- _Objective_:
Give every line from the entries that contains "this".

- _Given records_:
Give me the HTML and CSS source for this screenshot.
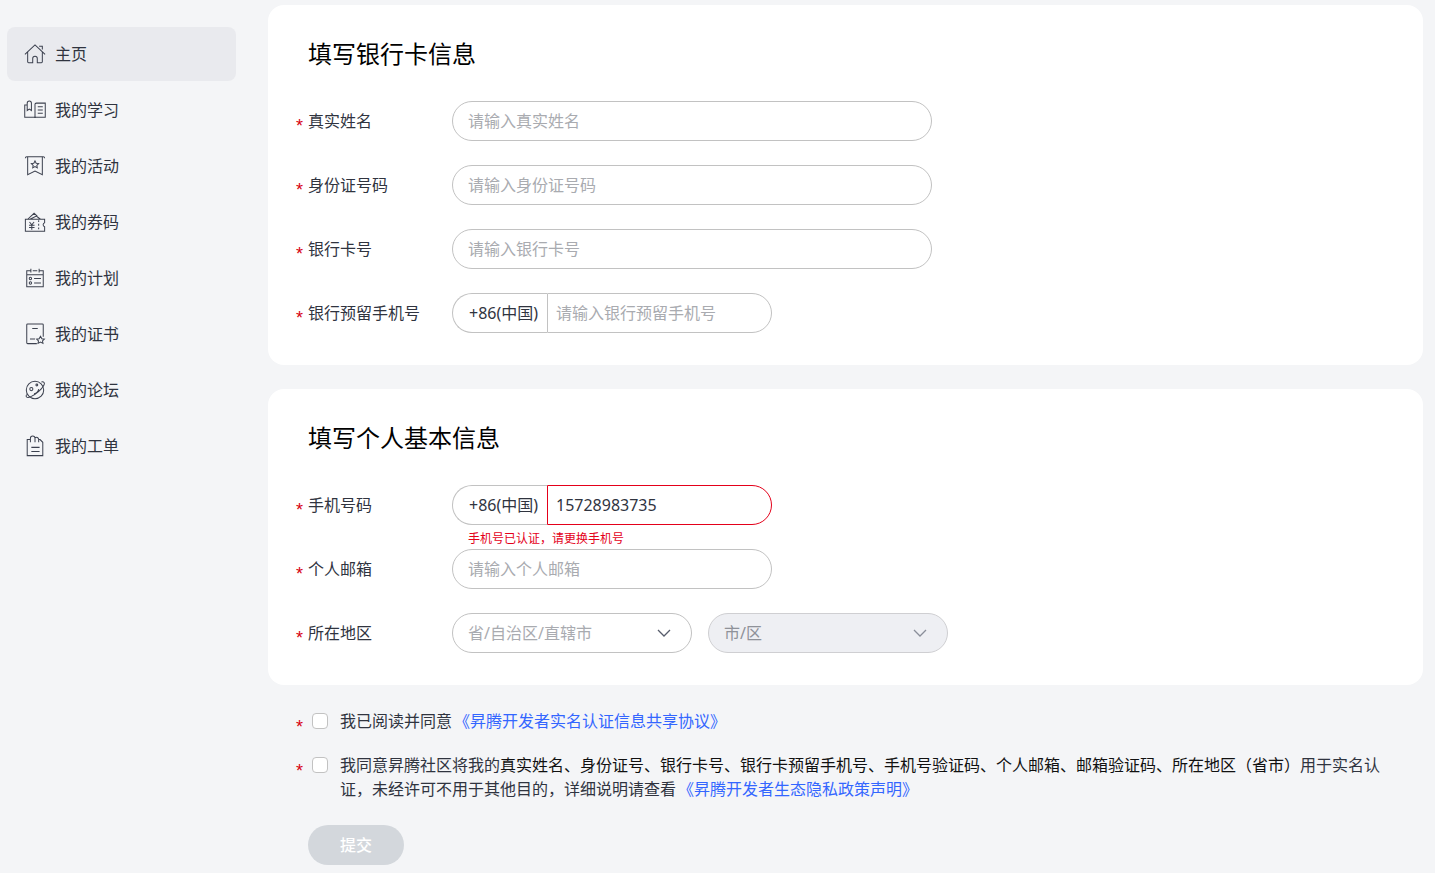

==

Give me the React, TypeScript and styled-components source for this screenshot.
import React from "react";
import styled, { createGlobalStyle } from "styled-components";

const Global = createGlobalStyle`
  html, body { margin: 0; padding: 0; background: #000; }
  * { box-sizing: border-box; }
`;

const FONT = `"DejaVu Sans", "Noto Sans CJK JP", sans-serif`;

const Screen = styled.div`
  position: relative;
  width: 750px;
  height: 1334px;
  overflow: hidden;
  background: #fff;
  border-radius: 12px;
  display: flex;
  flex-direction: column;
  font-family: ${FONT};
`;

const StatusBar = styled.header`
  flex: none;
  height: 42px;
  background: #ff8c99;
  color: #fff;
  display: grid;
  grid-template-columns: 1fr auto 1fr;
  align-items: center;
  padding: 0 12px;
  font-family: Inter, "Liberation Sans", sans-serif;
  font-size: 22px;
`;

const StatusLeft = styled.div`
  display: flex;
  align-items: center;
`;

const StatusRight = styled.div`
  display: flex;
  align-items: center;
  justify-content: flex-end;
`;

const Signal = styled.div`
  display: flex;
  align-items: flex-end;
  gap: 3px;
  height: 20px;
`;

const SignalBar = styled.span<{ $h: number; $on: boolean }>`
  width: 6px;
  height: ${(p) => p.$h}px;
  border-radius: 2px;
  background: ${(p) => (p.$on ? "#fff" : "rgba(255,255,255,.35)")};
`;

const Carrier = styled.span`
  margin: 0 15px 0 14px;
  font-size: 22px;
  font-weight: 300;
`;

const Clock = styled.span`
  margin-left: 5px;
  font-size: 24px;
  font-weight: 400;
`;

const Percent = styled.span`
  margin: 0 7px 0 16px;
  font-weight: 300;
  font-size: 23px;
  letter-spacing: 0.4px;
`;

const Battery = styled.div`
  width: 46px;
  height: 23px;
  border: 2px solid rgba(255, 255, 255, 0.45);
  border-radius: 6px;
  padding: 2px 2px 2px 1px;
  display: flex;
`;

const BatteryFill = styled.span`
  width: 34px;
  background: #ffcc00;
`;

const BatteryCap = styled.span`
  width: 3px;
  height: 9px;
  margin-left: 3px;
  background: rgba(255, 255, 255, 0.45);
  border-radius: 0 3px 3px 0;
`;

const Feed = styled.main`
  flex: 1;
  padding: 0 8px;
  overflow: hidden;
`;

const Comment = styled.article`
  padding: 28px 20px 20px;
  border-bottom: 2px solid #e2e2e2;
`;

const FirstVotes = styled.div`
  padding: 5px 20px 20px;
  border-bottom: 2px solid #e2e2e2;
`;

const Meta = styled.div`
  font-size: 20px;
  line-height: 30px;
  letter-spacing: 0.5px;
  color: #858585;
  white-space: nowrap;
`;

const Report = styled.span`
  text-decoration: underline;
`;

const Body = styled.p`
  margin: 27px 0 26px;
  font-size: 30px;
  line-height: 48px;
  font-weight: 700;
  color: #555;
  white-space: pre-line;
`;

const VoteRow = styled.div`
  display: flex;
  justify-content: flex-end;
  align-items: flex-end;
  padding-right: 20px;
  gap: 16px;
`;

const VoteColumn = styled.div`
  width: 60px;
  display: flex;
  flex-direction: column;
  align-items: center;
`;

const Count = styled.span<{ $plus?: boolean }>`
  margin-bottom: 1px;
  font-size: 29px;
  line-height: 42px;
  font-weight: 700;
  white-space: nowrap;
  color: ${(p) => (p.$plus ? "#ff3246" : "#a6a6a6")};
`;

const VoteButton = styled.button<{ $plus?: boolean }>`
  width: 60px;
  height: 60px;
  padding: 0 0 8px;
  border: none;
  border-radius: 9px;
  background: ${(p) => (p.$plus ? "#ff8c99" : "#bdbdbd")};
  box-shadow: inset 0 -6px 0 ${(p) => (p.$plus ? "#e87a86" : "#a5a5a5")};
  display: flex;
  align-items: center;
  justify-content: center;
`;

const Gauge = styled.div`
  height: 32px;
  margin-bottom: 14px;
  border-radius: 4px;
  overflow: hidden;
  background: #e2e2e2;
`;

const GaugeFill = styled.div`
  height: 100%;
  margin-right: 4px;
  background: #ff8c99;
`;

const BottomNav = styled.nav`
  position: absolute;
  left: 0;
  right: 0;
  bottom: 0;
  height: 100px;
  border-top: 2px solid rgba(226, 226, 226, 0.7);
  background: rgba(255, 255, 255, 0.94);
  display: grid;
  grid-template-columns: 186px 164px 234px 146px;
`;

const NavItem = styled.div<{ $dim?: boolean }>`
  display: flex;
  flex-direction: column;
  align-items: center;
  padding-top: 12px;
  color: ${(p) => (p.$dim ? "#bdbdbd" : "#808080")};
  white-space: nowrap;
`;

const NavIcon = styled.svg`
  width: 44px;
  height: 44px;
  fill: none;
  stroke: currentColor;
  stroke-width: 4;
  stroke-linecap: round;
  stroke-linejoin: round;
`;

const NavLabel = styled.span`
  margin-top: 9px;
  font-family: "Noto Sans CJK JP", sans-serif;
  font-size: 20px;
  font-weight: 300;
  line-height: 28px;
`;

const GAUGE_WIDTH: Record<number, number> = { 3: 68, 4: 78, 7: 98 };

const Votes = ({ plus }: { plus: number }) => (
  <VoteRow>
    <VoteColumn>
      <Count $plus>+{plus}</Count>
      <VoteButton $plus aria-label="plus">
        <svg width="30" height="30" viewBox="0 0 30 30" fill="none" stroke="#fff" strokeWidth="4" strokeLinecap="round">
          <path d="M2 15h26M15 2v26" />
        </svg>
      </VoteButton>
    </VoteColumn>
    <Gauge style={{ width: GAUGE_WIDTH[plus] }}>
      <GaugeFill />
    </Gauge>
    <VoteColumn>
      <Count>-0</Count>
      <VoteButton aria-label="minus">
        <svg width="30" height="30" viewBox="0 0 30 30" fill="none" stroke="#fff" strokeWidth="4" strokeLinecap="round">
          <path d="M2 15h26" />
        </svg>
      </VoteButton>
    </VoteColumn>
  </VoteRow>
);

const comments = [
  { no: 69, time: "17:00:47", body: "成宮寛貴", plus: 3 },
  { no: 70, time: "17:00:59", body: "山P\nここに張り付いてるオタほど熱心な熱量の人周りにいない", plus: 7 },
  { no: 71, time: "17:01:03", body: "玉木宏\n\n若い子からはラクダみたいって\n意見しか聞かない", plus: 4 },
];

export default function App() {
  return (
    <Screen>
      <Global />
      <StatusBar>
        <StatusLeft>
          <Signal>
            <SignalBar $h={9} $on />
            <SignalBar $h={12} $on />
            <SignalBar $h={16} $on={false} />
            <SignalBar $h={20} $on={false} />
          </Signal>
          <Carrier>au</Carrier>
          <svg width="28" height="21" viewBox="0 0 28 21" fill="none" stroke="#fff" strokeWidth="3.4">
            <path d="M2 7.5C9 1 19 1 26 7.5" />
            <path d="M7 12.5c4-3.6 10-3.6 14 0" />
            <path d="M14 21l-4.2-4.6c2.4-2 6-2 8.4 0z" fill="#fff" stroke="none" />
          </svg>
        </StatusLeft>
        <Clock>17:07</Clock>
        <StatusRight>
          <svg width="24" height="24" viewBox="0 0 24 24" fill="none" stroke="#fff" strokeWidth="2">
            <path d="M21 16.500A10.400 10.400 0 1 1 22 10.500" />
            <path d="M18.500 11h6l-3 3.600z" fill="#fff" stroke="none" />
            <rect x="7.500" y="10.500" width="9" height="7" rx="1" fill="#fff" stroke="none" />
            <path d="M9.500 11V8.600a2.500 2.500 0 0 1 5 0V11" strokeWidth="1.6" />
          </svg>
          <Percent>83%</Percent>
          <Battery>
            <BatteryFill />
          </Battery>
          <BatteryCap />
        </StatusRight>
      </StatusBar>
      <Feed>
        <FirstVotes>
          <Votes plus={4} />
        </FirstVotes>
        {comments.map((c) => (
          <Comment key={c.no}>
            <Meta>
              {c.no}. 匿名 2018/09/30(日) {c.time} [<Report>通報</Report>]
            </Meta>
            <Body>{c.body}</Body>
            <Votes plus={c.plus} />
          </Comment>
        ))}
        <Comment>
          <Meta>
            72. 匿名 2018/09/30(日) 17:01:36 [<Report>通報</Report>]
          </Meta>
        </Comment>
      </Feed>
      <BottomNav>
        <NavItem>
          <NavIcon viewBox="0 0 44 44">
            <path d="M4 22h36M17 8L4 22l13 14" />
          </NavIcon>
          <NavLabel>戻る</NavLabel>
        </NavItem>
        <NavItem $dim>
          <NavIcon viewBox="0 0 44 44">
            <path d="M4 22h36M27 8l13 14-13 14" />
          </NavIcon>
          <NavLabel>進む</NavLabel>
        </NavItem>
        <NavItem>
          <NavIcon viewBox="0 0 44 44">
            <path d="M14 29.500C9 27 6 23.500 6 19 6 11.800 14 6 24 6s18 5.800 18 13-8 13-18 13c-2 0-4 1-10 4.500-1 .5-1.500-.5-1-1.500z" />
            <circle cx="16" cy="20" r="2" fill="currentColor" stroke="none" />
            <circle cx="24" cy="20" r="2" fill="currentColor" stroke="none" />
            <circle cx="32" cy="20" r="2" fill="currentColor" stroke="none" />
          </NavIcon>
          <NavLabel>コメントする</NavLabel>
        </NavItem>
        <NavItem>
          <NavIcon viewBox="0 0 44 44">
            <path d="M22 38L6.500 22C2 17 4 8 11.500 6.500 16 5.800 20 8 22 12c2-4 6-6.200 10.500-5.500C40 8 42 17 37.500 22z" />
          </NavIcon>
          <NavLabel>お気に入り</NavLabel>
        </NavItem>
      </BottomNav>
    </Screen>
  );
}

- _Worked answer_:
Give me the HTML and CSS source for this screenshot.
Give me the React, TypeScript and styled-components source for this screenshot.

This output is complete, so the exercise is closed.